# DATA:

──────

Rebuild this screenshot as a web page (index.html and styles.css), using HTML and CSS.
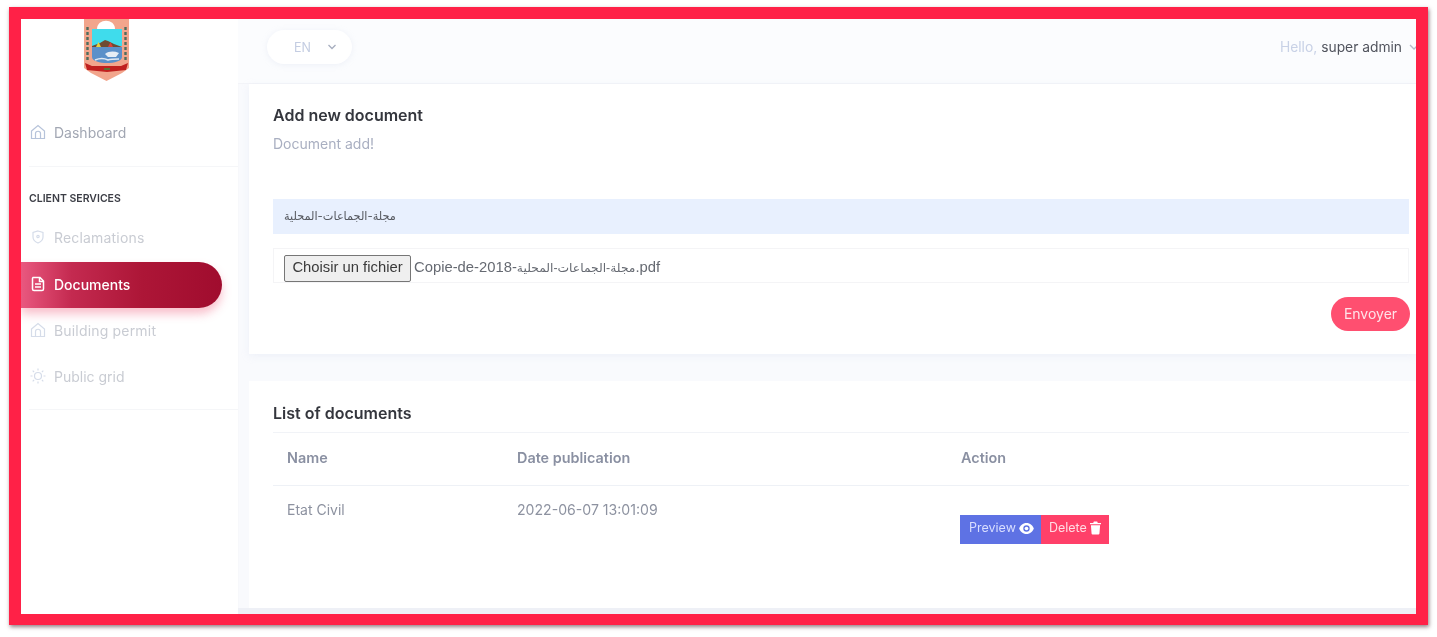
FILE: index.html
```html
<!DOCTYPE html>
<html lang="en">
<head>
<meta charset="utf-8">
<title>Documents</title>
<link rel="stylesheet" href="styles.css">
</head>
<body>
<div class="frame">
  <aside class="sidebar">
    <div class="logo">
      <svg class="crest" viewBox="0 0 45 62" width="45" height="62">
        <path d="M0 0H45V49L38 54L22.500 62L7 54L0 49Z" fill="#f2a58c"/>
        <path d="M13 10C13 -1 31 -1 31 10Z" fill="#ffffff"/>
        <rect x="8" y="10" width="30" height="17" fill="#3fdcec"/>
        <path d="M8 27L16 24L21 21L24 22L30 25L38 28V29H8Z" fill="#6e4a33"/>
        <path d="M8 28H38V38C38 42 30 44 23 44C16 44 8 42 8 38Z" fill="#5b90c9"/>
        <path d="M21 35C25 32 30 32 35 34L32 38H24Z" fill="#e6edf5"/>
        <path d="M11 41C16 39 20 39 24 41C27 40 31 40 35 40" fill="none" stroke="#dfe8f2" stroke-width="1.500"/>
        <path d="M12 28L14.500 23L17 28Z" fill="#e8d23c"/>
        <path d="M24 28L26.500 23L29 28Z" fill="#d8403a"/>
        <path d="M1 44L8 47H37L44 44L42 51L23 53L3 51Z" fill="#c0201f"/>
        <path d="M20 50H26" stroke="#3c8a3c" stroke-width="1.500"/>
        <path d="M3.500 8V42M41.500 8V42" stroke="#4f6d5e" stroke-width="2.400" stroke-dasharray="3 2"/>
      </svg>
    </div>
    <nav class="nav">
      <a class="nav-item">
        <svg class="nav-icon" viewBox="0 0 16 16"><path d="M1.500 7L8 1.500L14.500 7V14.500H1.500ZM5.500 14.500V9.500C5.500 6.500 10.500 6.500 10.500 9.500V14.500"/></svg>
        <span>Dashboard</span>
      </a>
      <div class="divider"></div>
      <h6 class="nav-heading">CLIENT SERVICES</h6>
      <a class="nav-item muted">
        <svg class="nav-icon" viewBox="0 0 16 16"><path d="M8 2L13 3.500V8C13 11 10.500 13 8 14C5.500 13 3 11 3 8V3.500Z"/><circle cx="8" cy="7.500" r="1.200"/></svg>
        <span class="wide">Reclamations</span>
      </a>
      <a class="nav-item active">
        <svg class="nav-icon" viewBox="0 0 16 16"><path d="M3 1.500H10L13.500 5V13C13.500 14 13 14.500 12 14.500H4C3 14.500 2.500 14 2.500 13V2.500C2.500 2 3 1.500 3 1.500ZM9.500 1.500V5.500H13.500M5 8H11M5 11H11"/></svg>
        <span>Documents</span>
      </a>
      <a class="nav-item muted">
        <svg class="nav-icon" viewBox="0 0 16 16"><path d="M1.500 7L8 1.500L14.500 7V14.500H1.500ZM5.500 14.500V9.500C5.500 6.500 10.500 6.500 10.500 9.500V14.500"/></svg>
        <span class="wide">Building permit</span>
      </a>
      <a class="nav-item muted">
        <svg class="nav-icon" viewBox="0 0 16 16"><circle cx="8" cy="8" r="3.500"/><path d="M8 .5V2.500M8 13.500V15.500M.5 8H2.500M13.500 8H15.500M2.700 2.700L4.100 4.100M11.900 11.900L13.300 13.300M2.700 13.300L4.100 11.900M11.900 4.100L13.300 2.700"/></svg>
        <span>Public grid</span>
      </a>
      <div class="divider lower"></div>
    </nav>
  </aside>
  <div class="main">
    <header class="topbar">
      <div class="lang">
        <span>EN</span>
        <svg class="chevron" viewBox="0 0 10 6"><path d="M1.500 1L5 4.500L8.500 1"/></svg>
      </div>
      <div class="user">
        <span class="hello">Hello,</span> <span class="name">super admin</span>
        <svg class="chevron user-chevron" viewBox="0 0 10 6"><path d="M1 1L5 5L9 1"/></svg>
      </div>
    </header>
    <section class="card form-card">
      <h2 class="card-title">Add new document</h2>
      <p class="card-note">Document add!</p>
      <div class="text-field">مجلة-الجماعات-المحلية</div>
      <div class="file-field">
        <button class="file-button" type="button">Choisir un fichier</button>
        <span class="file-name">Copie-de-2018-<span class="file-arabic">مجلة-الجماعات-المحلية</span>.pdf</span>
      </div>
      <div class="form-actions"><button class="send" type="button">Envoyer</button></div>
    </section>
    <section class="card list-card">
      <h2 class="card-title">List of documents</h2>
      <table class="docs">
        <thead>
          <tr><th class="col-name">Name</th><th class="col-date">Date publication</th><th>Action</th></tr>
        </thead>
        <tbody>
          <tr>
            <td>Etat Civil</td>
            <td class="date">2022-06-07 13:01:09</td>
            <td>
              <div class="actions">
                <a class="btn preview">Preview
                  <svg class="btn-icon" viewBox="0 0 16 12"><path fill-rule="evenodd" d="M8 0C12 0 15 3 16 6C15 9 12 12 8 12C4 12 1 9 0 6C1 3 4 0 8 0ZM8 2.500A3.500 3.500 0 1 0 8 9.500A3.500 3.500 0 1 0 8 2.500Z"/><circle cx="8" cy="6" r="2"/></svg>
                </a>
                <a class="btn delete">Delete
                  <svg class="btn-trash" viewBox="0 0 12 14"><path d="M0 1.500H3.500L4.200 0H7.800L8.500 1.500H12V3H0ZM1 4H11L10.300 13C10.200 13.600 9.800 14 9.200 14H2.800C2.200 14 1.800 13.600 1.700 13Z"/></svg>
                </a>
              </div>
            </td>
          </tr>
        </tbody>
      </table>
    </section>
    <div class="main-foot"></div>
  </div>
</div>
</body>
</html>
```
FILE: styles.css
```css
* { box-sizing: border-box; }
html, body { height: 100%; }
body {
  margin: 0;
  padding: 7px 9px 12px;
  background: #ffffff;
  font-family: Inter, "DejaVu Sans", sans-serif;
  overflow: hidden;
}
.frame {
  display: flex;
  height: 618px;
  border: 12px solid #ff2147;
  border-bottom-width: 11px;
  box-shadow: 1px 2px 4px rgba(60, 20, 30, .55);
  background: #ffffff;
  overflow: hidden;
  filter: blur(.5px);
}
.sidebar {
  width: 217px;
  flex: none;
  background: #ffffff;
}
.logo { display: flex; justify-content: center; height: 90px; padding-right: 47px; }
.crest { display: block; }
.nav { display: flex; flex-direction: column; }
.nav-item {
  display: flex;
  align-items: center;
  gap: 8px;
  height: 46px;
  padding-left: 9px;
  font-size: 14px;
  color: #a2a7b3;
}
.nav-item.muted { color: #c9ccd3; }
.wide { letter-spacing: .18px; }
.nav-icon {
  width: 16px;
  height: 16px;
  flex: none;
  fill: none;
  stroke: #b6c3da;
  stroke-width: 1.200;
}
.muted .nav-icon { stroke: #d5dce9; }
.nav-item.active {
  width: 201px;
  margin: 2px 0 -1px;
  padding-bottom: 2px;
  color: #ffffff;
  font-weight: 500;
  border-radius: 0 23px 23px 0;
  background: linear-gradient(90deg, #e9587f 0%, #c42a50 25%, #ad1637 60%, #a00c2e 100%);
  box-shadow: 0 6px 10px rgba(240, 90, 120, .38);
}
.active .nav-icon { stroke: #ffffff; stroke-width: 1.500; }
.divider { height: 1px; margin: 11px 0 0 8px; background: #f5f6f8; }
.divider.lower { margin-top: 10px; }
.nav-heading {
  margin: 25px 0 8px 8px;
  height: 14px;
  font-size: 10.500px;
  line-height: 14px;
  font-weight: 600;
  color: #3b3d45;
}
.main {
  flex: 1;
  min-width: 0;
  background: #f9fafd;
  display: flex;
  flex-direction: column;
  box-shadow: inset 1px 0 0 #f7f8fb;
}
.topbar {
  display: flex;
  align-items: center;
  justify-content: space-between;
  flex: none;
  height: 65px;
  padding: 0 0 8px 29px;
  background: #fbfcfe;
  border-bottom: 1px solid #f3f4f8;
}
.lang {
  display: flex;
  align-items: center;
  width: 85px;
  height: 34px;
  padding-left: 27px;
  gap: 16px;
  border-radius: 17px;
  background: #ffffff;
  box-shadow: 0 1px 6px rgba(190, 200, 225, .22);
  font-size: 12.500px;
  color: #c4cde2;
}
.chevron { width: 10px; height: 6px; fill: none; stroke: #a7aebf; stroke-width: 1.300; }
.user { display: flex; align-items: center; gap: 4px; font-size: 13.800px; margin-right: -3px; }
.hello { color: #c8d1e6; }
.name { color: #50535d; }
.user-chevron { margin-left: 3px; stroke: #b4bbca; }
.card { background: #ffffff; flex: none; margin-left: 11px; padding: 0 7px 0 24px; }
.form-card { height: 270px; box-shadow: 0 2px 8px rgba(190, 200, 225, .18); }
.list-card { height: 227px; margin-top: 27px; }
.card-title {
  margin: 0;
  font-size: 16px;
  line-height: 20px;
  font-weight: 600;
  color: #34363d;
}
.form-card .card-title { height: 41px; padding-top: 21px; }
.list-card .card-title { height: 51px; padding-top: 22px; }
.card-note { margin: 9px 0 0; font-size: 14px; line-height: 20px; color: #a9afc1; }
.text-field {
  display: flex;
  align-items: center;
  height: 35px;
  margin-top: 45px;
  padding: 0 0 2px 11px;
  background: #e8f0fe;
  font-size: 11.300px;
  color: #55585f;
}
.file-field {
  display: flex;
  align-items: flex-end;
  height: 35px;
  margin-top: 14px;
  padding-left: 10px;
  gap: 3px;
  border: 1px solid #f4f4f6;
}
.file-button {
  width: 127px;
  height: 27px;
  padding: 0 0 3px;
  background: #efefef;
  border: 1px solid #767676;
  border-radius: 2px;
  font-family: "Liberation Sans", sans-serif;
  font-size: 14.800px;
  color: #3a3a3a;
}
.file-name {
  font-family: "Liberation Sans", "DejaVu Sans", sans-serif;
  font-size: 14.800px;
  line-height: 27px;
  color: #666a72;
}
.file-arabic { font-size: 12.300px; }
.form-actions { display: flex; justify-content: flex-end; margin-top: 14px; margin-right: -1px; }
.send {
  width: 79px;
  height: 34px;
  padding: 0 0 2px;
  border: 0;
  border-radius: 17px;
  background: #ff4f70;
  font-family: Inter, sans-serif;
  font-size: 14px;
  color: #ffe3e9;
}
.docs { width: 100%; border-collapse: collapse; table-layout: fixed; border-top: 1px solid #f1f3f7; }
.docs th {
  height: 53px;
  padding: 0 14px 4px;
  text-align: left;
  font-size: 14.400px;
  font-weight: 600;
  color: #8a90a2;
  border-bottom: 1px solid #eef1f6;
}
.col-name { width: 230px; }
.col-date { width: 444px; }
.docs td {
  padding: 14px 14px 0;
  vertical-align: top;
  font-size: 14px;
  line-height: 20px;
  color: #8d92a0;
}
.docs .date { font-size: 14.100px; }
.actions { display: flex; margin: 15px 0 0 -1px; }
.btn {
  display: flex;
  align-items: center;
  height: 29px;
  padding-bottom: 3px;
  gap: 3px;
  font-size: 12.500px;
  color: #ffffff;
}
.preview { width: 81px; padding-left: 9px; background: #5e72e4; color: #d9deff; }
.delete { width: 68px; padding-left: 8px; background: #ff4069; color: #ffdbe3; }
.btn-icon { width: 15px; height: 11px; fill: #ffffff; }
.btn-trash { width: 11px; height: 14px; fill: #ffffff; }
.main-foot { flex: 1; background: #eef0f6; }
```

──────

# EXERCISE BRIEF:
Provide only the count of lines in the data above that include the string "styles".

# EXERCISE SOLUTION:
3